Many people complain that most of the real estate developers’ properties are beyond the means of the majority of Ethiopians, and mainly cater for the rich and the diaspora.
Despite all the odds, Ethiopian officials are aiming to build millions of housing units in the next five years as part of the second Growth and Transformation Plan (GTP 2). The Ministry of Urban Development, Housing & Construction is spearheading the effort.
Mohammedzain Kedir, policy and programme bureau officer of the ministry, told Ethiopian local media the construction involves 750,000 houses in urban and 1.7 million houses in rural areas, thereby creating 600,000 jobs. These all are part of the government housing project.
In the private sector, real estate developers are trying to benefit from the construction boom by embarking on massive projects. The major players so far are Yotek, Sunshine, Tsehay, Ayat, Country Club Developers and Ropack, among others. Most of these construction companies are labelled as Grade 1 contractors with substantial capacity to carry out road, building, bridge and other infrastructure projects.
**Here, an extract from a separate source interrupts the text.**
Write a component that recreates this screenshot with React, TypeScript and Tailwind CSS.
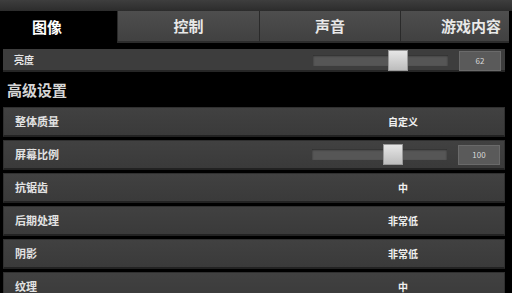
import React from 'react';

const tabs = [
  { label: '图像', width: 'w-[117px]', active: true, pad: 'justify-start pl-[32px]' },
  { label: '控制', width: 'w-[142px]', active: false, pad: 'justify-center' },
  { label: '声音', width: 'w-[141px]', active: false, pad: 'justify-center' },
  { label: '游戏内容', width: 'w-[109px]', active: false, pad: 'justify-start pl-[40px]' },
];

interface Row {
  label: string;
  value?: string;
  slider?: { pos: number; num: string };
}

const rows: Row[] = [
  { label: '整体质量', value: '自定义' },
  { label: '屏幕比例', slider: { pos: 71, num: '100' } },
  { label: '抗锯齿', value: '中' },
  { label: '后期处理', value: '非常低' },
  { label: '阴影', value: '非常低' },
  { label: '纹理', value: '中' },
];

const Slider = ({ pos, num }: { pos: number; num: string }) => (
  <div className="flex items-center pr-[4px]">
    <div className="relative w-[135px] h-[11px] bg-[#565656] shadow-[inset_0_1px_2px_rgba(0,0,0,0.5)]">
      <div
        className="absolute top-[-5px] w-[20px] h-[21px] bg-gradient-to-b from-[#e6e6e6] to-[#bdbdbd] border border-[#9a9a9a]"
        style={{ left: pos }}
      />
    </div>
    <div className="ml-[11px] w-[42px] h-[20px] bg-[#5a5a5a] border border-[#6a6a6a] flex items-center justify-center text-[8px] text-[#d8d8d8]">
      {num}
    </div>
  </div>
);

const App = () => {
  return (
    <div className="w-[512px] h-[293px] bg-black overflow-hidden font-['Noto_Sans_CJK_SC',sans-serif] text-[#eeeeee]">
      {/* top band */}
      <div className="h-[11px] bg-gradient-to-b from-[#3e3e3e] to-[#2c2c2c]" />

      {/* tabs */}
      <div className="flex h-[32px]">
        {tabs.map((t) => (
          <div
            key={t.label}
            className={`${t.width} flex items-center ${t.pad} text-[15px] font-bold ${
              t.active
                ? 'bg-black text-white'
                : 'bg-gradient-to-b from-[#4e4e4e] to-[#414141] border-l border-[#2a2a2a] border-b-2 border-b-[#2c2c2c] text-[#e8e8e8]'
            }`}
          >
            {t.label}
          </div>
        ))}
      </div>

      {/* brightness row (partly scrolled) */}
      <div className="mt-[6px] ml-[3px] w-[502px] h-[23px] bg-[#3d3d3d] border-b-2 border-[#262626] flex items-center">
        <div className="flex-1 pl-[11px] text-[10px] font-bold text-[#e6e6e6]">亮度</div>
        <div className="relative top-[1px]">
          <Slider pos={75} num="62" />
        </div>
      </div>

      {/* heading */}
      <div className="h-[35px] pl-[7px] pt-[8px] text-[15px] font-bold leading-[20px] text-[#d6d6d6]">高级设置</div>

      {/* settings rows */}
      <div className="ml-[3px] w-[502px] flex flex-col gap-[3px]">
        {rows.map((r) => (
          <div
            key={r.label}
            className="h-[30px] flex items-center bg-gradient-to-b from-[#414141] to-[#3a3a3a] border border-[#303030] border-b-2 border-b-[#222222]"
          >
            <div className="flex-1 pl-[11px] text-[11px] font-bold text-[#e2e2e2]">{r.label}</div>
            {r.slider ? (
              <Slider pos={r.slider.pos} num={r.slider.num} />
            ) : (
              <>
                <div className="w-[86px] text-center text-[10px] font-bold text-[#f0f0f0]">{r.value}</div>
                <div className="w-[58px]" />
              </>
            )}
          </div>
        ))}
      </div>
    </div>
  );
};

export default App;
In addition, major international real estate companies, such as the Egypt-based Arab Contractors Company, are also trying to grab the opportunity by entering the local market,. This Egyptian company is currently working on two projects in Ethiopia at an investment of more than $111 million. It is also studying a plan for a new affordable housing project in Addis Ababa, mainly residential units of seven, nine and 12 floors each.
According to UN Habitat, about 70% of Ethiopia’s population lives in slums with inhuman and unhygienic conditions. Additionally, over 80% of the homes are “Chika houses” – made of mud walls and wood – and 35% of the solid waste generated by the city is not collected. According to its latest finding, only about 9% of the built up areas have connections to a sewerage system and about 71% of households do not have adequate sanitation.
Private real estate developers have continued to put their mark on the city in the past decade and many of them are credited for the emergence of new neighbourhoods on the outskirts of the capital. Yet many criticise this sub-sector for remaining an exclusive high-income club at the top end of the property market. And they don’t seem to be going down the income ladder anytime soon.
Many say the private developers’ market has ended up supplying an exclusively luxury accommodation range whose average selling price is far beyond the means of the middle-income consumer.
Data from the African Housing Finance Handbook 2015 has indicated that the price of the cheapest developer property that is sold in Addis Ababa is $34,000 ($567 per sq. m). This is substantiated by LAMUDI, an on-line commercial property listing platform, which compared the $477 per square meter average price with much more expensive properties in Africa and the world. This actually is nowhere near the average annual household income, which is in the neighbourhood of $1,700.
According to government figures, Ethiopia currently has 50 licensed companies operating in the market, exclusively catering for high-income groups and providing exclusively high-end luxury accommodation.
Ethiopian authorities have been rolling out what experts consider to be the largest social housing project in Africa, and one of the most ambitious in the developing world. This “Condominium Housing Project” has delivered accommodation for the past decade, though demand and supply have not been at par. To deal with this, Ethiopia’s Federal Housing Corporation unveiled in June this year another mega project for constructing 16,173 residences in Addis Ababa at an estimated cost of 33 billion birr ($1.18 billion). However, in Addis Ababa alone, over 755,535 house seekers have been registered for low-cost housing schemes, according to local The Reporter newspaper. “Out of these 126, 529 are government employees. But no evidence is collected on how many employees are under the federal government,” it added.